Department of Electrical Engineering University of Alabama, Tuscaloosa, AL 35487

Abstract - Artificial Neural Networks (AAN) have recently been receiving considerable attention and a large number of publications concerning ANN-based short-term load forecasting (STLF) have appreared in the literature. An extensive survey of ANN-based load forecasting models is given in this paper. The six most important factors which affect the accuracy and efficiency of the load forecasters are presented and discussed. The paper also includes conclusions reached by the authors as a result of their research in this area. Keywords: artificial neural networks, short-term load forecasting models

Introduction
Accurate and robust load forecasting is of great importance for power system operation. It is the basis of economic dispatch, hydro-thermal coordination, unit commitment, transaction evaluation, and system security analysis among other functions.

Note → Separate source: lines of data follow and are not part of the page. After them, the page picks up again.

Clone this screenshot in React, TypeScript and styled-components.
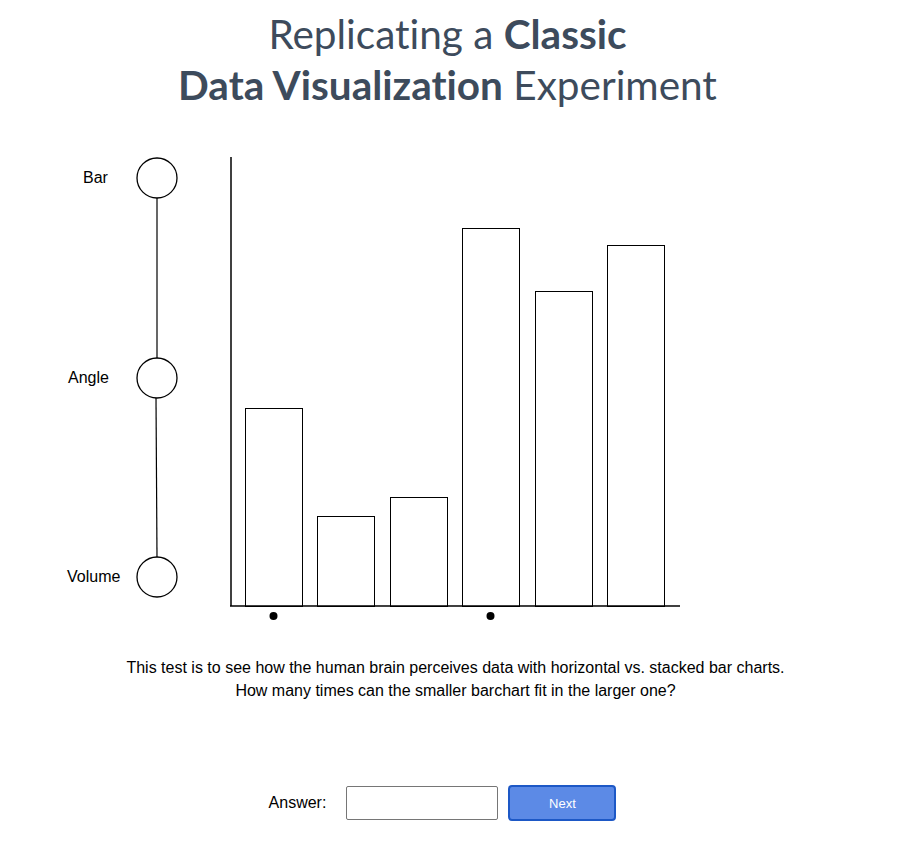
import React, { useState } from "react";
import styled, { createGlobalStyle } from "styled-components";

const GlobalStyle = createGlobalStyle`
    body {
        margin: 0;
        background: #ffffff;
        font-family: "Liberation Sans", Arial, sans-serif;
    }
`;

const Page = styled.div`
    width: 911px;
    display: flex;
    flex-direction: column;
    align-items: center;
`;

const Title = styled.h1`
    margin: 8px 16px 0 0;
    font-family: Lato, "Open Sans", sans-serif;
    font-weight: 400;
    font-size: 40.5px;
    line-height: 51px;
    color: #3d4b5c;
    text-align: center;
    font-variant-ligatures: none;
`;

const Strong = styled.span`
    font-weight: 700;
`;

const ChartRow = styled.div`
    align-self: stretch;
    display: flex;
    align-items: flex-start;
    margin-top: 40px;
    padding-left: 50px;
    gap: 20px;
`;

const Description = styled.p`
    margin: 26px 0 0 0;
    font-size: 16px;
    line-height: 23px;
    color: #000;
    text-align: center;
`;

const AnswerRow = styled.div`
    display: flex;
    align-items: center;
    margin-top: 83px;
    padding-right: 26px;
    gap: 10px;
`;

const AnswerLabel = styled.label`
    font-size: 16px;
    margin-right: 10px;
`;

const AnswerInput = styled.input`
    width: 152px;
    height: 34px;
    box-sizing: border-box;
    border: 1px solid #767676;
    border-radius: 2px;
    padding: 0 6px;
    font-size: 14px;
`;

const NextButton = styled.button`
    width: 108px;
    height: 36px;
    box-sizing: border-box;
    background: #5c8ae6;
    border: 2px solid #1d58c6;
    border-radius: 4px;
    color: #ffffff;
    font-family: "Liberation Sans", Arial, sans-serif;
    font-size: 13px;
`;

const levels = [
    { label: "Bar", x: 83, cy: 178 },
    { label: "Angle", x: 68, cy: 378 },
    { label: "Volume", x: 67, cy: 577 },
];

const bars = [
    { x: 245, top: 408 },
    { x: 317, top: 516 },
    { x: 390, top: 497 },
    { x: 462, top: 228 },
    { x: 535, top: 291 },
    { x: 607, top: 245 },
];

const OFFSET_X = 50;
const OFFSET_Y = 150;

function Slider() {
    return (
        <svg width={150} height={480} viewBox={`${OFFSET_X} ${OFFSET_Y} 150 480`}>
            <line x1={157} y1={198} x2={157} y2={358} stroke="#000" strokeWidth={1.2} />
            <line x1={156} y1={398} x2={157} y2={557} stroke="#000" strokeWidth={1.2} />
            {levels.map((l) => (
                <g key={l.label}>
                    <text x={l.x} y={l.cy + 5} fontSize={16} fontFamily="Liberation Sans, Arial, sans-serif">
                        {l.label}
                    </text>
                    <circle cx={157} cy={l.cy} r={20} fill="#fff" stroke="#000" strokeWidth={1.3} />
                </g>
            ))}
        </svg>
    );
}

function BarChart() {
    return (
        <svg width={480} height={480} viewBox={`220 ${OFFSET_Y} 480 480`}>
            {bars.map((b, i) => (
                <rect key={i} x={b.x + 0.5} y={b.top + 0.5} width={57} height={606 - b.top} fill="#fff" stroke="#000" strokeWidth={1} />
            ))}
            <line x1={231} y1={157} x2={231} y2={606} stroke="#000" strokeWidth={1.5} />
            <line x1={230} y1={606} x2={680} y2={606} stroke="#000" strokeWidth={1.5} />
            <circle cx={273.5} cy={616} r={4} fill="#000" />
            <circle cx={490.5} cy={616} r={4} fill="#000" />
        </svg>
    );
}

export default function App() {
    const [answer, answerSet] = useState<string>("");

    return (
        <>
            <GlobalStyle />
            <Page>
                <Title>
                    Replicating a <Strong>Classic</Strong>
                    <br />
                    <Strong>Data Visualization</Strong> Experiment
                </Title>
                <ChartRow>
                    <Slider />
                    <BarChart />
                </ChartRow>
                <Description>
                    This test is to see how the human brain perceives data with horizontal vs. stacked bar charts.
                    <br />
                    How many times can the smaller barchart fit in the larger one?
                </Description>
                <AnswerRow>
                    <AnswerLabel>Answer:</AnswerLabel>
                    <AnswerInput value={answer} onChange={(e) => answerSet(e.target.value)} />
                    <NextButton>Next</NextButton>
                </AnswerRow>
            </Page>
        </>
    );
}
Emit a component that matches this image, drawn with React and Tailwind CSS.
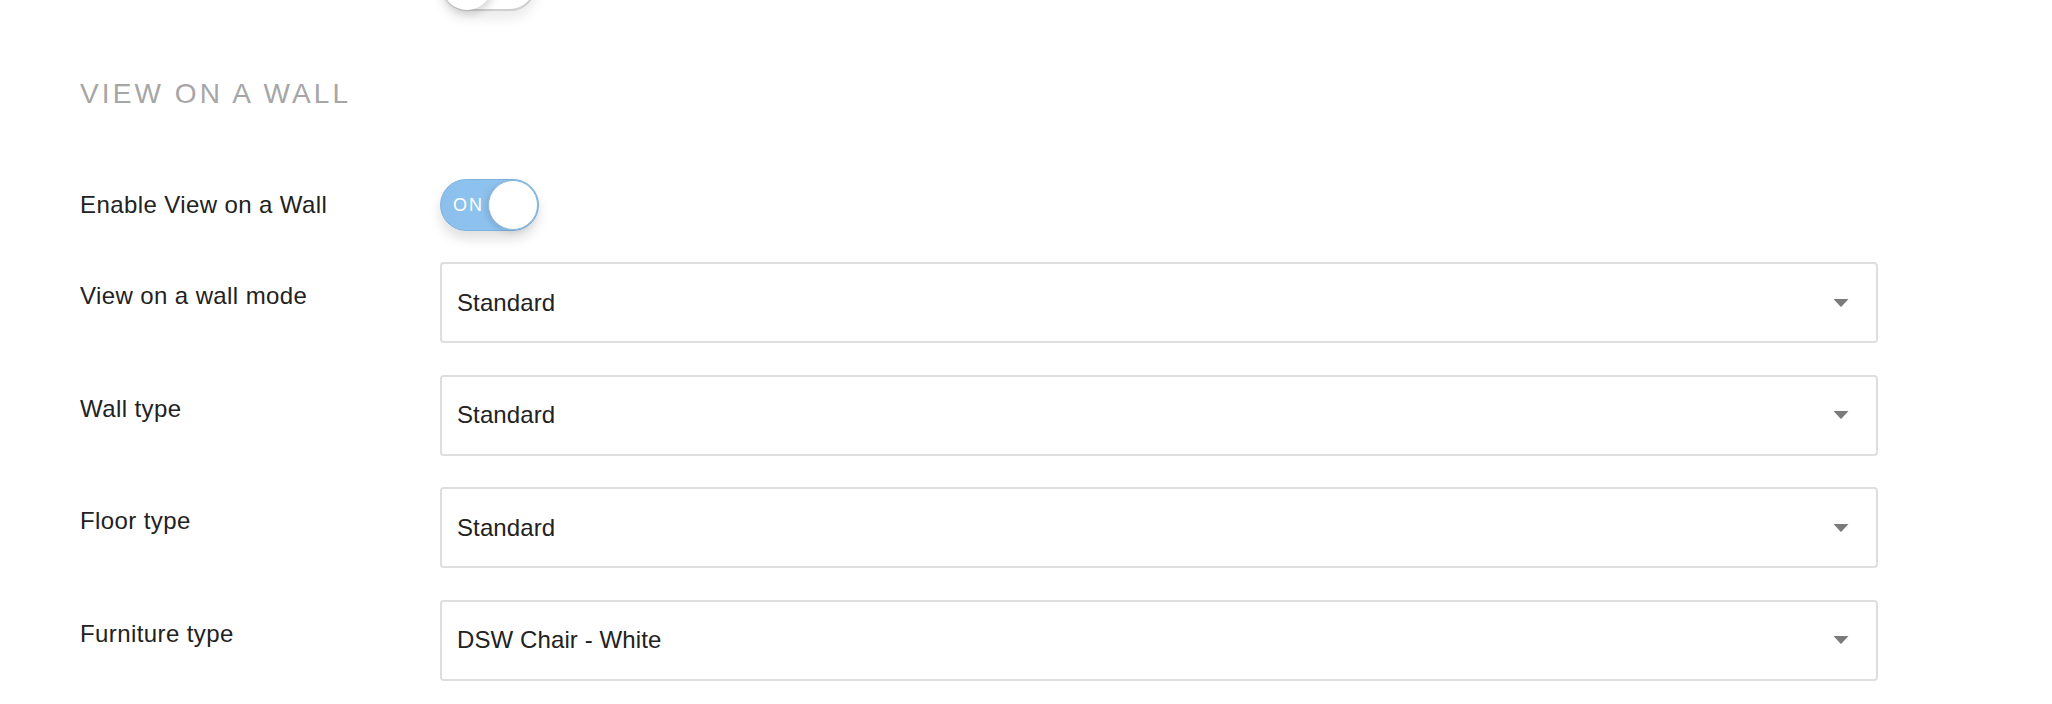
import React from 'react';

const ROWS = [
  { label: 'View on a wall mode', value: 'Standard' },
  { label: 'Wall type', value: 'Standard' },
  { label: 'Floor type', value: 'Standard' },
  { label: 'Furniture type', value: 'DSW Chair - White' },
];

function Toggle({ on }) {
  if (on) {
    return (
      <div className="relative flex h-[52px] w-[99px] items-center rounded-full border border-[#7fb2df] bg-[linear-gradient(90deg,#8cbfec,#8fc6f3)] shadow-[0_8px_12px_rgba(0,0,0,0.12)]">
        <span className="ml-[12px] text-[18px] leading-none tracking-[2px] text-white">ON</span>
        <span className="absolute right-[0px] top-[0px] h-[50px] w-[50px] rounded-full border border-[#8ab7de] bg-white shadow-[-2px_2px_6px_rgba(0,0,0,0.12)]" />
      </div>
    );
  }
  return (
    <div className="relative h-[52px] w-[95px] rounded-full border-2 border-[#cfcfcf] bg-white shadow-[0_8px_12px_rgba(0,0,0,0.08)]">
      <span className="absolute left-[-1px] top-[-1px] h-[50px] w-[50px] rounded-full bg-white shadow-[2px_3px_8px_rgba(0,0,0,0.18)]" />
    </div>
  );
}

function Select({ value }) {
  return (
    <div className="flex h-[81px] w-[1438px] items-center justify-between rounded-[4px] border-2 border-[#dedede] bg-white pl-[15px] pr-[27px]">
      <span className="text-[24px] leading-[24px] tracking-[0.1px] text-[#222]">{value}</span>
      <svg width="16" height="8" viewBox="0 0 16 8">
        <path d="M0.5 0 H15.5 L8.6 7.4 Q8 8 7.4 7.4 Z" fill="#7b7b7b" />
      </svg>
    </div>
  );
}

export default function App() {
  return (
    <div className="flex min-h-screen flex-col overflow-hidden bg-white pl-[80px] font-['Liberation_Sans',Arial,sans-serif]">
      <div className="mt-[-41px] flex items-center">
        <div className="w-[361px]" />
        <Toggle on={false} />
      </div>

      <h3 className="mt-[69px] text-[28px] font-normal leading-[28px] tracking-[3.1px] text-[#a6a6a6]">
        VIEW ON A WALL
      </h3>

      <div className="mt-[71px] flex items-center">
        <div className="w-[360px] text-[24px] leading-[24px] tracking-[0.4px] text-[#222]">Enable View on a Wall</div>
        <Toggle on />
      </div>

      <div className="mt-[31px] flex flex-col gap-[31.5px]">
        {ROWS.map((row) => (
          <div key={row.label} className="flex items-start">
            <div className="w-[360px] pt-[22px] text-[24px] leading-[24px] tracking-[0.4px] text-[#222]">{row.label}</div>
            <Select value={row.value} />
          </div>
        ))}
      </div>
    </div>
  );
}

Because of its importance, load forecasting has been extensively researched and a large number of models were proposed during the past several decades, such as Box-Jenkins models, ARIMA models, Kalman filtering models, and the spectral expansion techniques-based models. Generally, the models are based on statistcal methods and work well under normal conditions, however, they show some deficiency in the presence of an abrupt change in environmental or sociological variables which are believed to affect load patterns. Also, the employed techniques for those models use a large number of complex relationships, require a long computational time, and may result in numerical instabilities. Therefore, some new forecasting models were introduced recently. As a result of the development of Artificial Intelligence (AI), Expert System (ES) and Artificial Neural Networks (ANN) have been applied to solve the STLF problems. An ES forecasts the load according to rules extracted from experts' knowledge and operators' experience. This method is promising, however, it is important to note that the expert opinion may not always be consistent, and the reliability of

such opinion may be in question. Over the past two decades, ANNs have been receiving considerable attention and a large number of papers on their application to solve power system problems has appeared in the literature. This paper presents an extensive survey of ANN-based STLF models. Although many factors affect the accuracy and efficiency of the ANN-based load forecaster, the following six factors are believed to be the most important ones. In section 2, various kinds of Back-Propagation (BP) network structures are presented and discussed. The selection of input variables is reviewed in section 3. In section 4, different ways of selecting the training set are presented and evaluated. Because of the drawbacks of the BP algorithm, some efficient modifications are discussed in section 5. In section 6 and 7, the determination of the number of hidden neurons and the parameters of the BP algorithm are respectively presented. Conclusions follow in section 8.

The BP network structures
Artificial Neural Networks have parallel and distributed processing structures. They can be thought of as a set of computing arrays consisting of series of repetitive uniform processors placed on a grid. Learning is achieved by changing the interconnection between the processors [1]. To date, there exists many types of ANNs which are characterized by their topology and learning rules. As for the STLF problem, the BP network is the most widely used one. With the ability to approximate any continuous nonlinear function, the BP network has extraordinary mapping (forecasting) abilities. The BP network is a kind of multilayer feed forward network, and the transfer function within the network is usually a nonlinear function such as the Sigmoid function. The typical BP network structure for STLF is a three-layer network, with the nonlinear Sigmoid function as the transfer function [2-8]. An example of this network is shown in Figure 1. In addition to the typical Sigmoid function, a linear transfer function from the input layer directly to the output layer as shown in Figure 2 was proposed in [9] to account

for linear components of the load. The authors of [9] have reported that this approach has improved their forecasting results by more than 1%.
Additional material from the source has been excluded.